-- Do this --
Write out the listing below in full and exactly, leaving out every picture.

-- Supplied data --
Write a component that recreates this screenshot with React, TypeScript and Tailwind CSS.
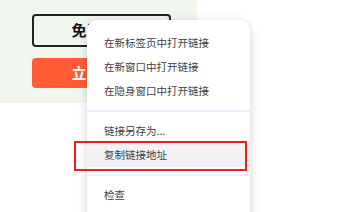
import React from 'react';

const groups: string[][] = [
  ['在新标签页中打开链接', '在新窗口中打开链接', '在隐身窗口中打开链接'],
  ['链接另存为...', '复制链接地址'],
  ['检查'],
];

const App: React.FC = () => (
  <div
    className="relative w-[343px] h-[212px] overflow-hidden bg-white"
    style={{ fontFamily: '"Noto Sans CJK SC", "Noto Sans", sans-serif' }}
  >
    <div className="w-[197px] h-[103px] bg-[#f1f7ef] pt-[14px] pl-[32px] flex flex-col gap-[11px]">
      <button className="w-[139px] h-[33px] border-2 border-[#222] rounded-[4px] text-[15px] font-bold text-[#111] bg-transparent">
        免费试用
      </button>
      <button className="w-[139px] h-[30px] rounded-[4px] bg-[#ff5c35] text-[15px] font-bold text-white">
        立即购买
      </button>
    </div>

    <div className="absolute left-[87px] top-[20px] w-[163px] h-[210px] bg-white rounded-[10px] shadow-[0_2px_10px_rgba(0,0,0,0.18)] pt-[11px]">
      {groups.map((group, gi) => (
        <div key={gi}>
          {gi > 0 && (
            <div className="h-[16px] flex items-center">
              <div className="w-full h-[2px] bg-[#e8f0fe]" />
            </div>
          )}
          {group.map((item) => (
            <div
              key={item}
              className={`h-[24px] flex items-center pl-[17px] text-[10.5px] text-[#3c4043] ${
                item === '复制链接地址' ? 'bg-[#f2f2f2]' : ''
              }`}
            >
              {item}
            </div>
          ))}
        </div>
      ))}
    </div>

    <div className="absolute left-[74px] top-[141px] w-[173px] h-[30px] border-2 border-[#f21c1c]" />
  </div>
);

export default App;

-- Reply --
Write a component that recreates this screenshot with React, TypeScript and Tailwind CSS.
import React from 'react';

const groups: string[][] = [
  ['在新标签页中打开链接', '在新窗口中打开链接', '在隐身窗口中打开链接'],
  ['链接另存为...', '复制链接地址'],
  ['检查'],
];

const App: React.FC = () => (
  <div
    className="relative w-[343px] h-[212px] overflow-hidden bg-white"
    style={{ fontFamily: '"Noto Sans CJK SC", "Noto Sans", sans-serif' }}
  >
    <div className="w-[197px] h-[103px] bg-[#f1f7ef] pt-[14px] pl-[32px] flex flex-col gap-[11px]">
      <button className="w-[139px] h-[33px] border-2 border-[#222] rounded-[4px] text-[15px] font-bold text-[#111] bg-transparent">
        免费试用
      </button>
      <button className="w-[139px] h-[30px] rounded-[4px] bg-[#ff5c35] text-[15px] font-bold text-white">
        立即购买
      </button>
    </div>

    <div className="absolute left-[87px] top-[20px] w-[163px] h-[210px] bg-white rounded-[10px] shadow-[0_2px_10px_rgba(0,0,0,0.18)] pt-[11px]">
      {groups.map((group, gi) => (
        <div key={gi}>
          {gi > 0 && (
            <div className="h-[16px] flex items-center">
              <div className="w-full h-[2px] bg-[#e8f0fe]" />
            </div>
          )}
          {group.map((item) => (
            <div
              key={item}
              className={`h-[24px] flex items-center pl-[17px] text-[10.5px] text-[#3c4043] ${
                item === '复制链接地址' ? 'bg-[#f2f2f2]' : ''
              }`}
            >
              {item}
            </div>
          ))}
        </div>
      ))}
    </div>

    <div className="absolute left-[74px] top-[141px] w-[173px] h-[30px] border-2 border-[#f21c1c]" />
  </div>
);

export default App;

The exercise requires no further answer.